--- Begin Stored records ---
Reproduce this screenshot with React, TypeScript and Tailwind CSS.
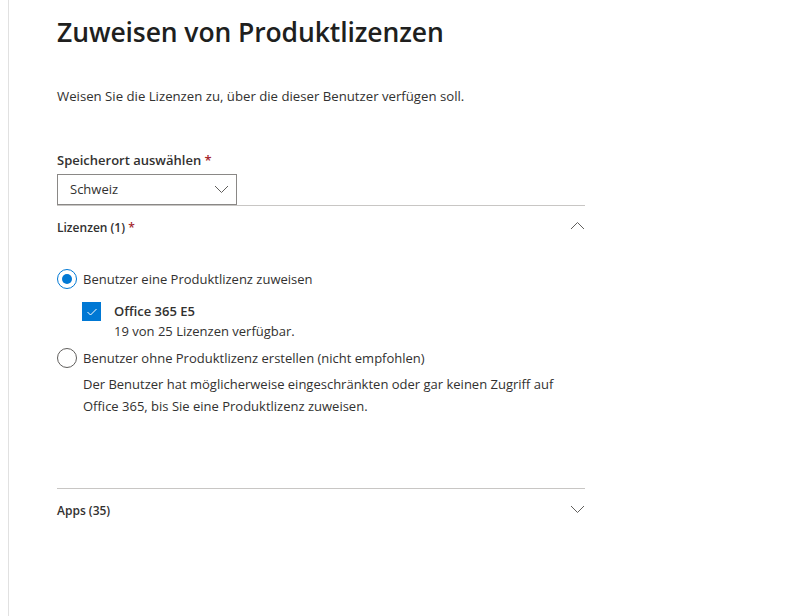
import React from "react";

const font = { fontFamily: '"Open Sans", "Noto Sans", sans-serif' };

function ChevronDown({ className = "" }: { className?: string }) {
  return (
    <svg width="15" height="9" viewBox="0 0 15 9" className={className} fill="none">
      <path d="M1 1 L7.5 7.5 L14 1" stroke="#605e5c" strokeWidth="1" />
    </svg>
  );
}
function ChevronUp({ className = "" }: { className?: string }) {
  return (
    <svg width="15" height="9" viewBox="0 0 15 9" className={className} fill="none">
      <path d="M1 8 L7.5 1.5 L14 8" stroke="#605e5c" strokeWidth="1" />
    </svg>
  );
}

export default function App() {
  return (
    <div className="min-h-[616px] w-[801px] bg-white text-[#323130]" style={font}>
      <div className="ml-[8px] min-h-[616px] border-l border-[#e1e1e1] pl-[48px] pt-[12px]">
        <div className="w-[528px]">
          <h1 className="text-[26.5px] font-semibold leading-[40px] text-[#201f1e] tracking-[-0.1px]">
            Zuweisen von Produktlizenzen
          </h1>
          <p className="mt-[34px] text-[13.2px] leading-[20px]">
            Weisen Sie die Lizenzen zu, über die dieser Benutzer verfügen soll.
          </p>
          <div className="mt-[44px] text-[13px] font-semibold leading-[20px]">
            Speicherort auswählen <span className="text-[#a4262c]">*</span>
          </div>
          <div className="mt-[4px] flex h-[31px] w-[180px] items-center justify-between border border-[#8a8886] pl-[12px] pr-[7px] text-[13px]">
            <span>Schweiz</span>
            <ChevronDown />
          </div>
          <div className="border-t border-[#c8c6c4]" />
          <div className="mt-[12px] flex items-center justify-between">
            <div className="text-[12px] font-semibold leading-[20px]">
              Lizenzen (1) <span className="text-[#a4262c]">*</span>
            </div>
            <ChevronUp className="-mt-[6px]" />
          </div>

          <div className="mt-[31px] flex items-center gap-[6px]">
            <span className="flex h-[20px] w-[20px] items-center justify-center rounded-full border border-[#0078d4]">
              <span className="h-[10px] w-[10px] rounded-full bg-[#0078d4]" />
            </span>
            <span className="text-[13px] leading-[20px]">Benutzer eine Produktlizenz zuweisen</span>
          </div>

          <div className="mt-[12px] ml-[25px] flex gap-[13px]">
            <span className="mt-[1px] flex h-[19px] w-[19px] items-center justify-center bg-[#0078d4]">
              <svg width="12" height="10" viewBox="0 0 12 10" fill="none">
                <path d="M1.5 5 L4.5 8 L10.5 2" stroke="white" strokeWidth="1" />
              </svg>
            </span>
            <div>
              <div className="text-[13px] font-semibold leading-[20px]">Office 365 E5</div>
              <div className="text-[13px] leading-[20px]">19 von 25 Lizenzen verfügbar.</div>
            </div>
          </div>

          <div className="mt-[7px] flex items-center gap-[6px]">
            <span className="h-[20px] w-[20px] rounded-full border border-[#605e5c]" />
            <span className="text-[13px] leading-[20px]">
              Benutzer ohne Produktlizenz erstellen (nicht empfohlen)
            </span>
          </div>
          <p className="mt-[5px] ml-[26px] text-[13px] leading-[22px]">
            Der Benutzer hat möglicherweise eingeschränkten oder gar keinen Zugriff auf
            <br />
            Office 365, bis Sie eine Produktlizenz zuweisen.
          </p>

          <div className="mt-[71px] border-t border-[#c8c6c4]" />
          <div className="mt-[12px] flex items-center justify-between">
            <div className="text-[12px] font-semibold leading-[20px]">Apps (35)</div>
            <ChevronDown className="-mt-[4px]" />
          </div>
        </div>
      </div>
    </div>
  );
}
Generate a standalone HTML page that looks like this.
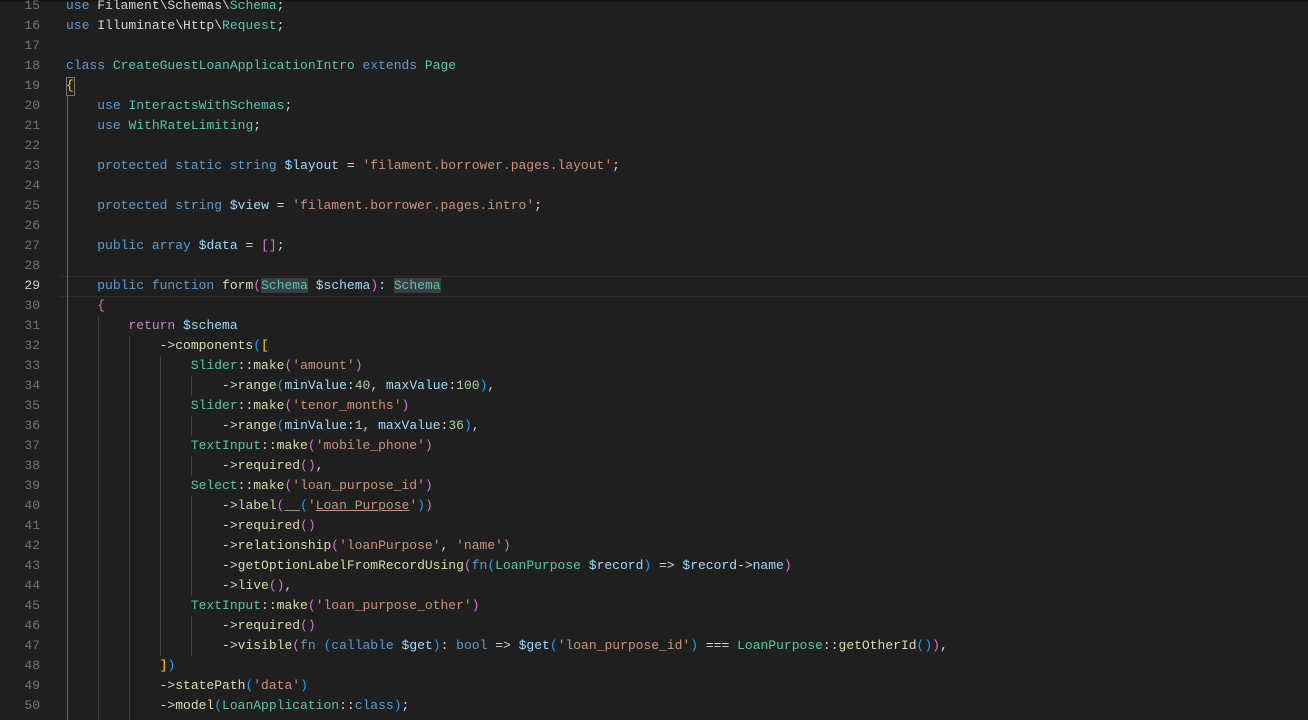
--- End Stored records ---
** Task description **
Give only the count of lines in the data that include the string "this".

** Task output **
2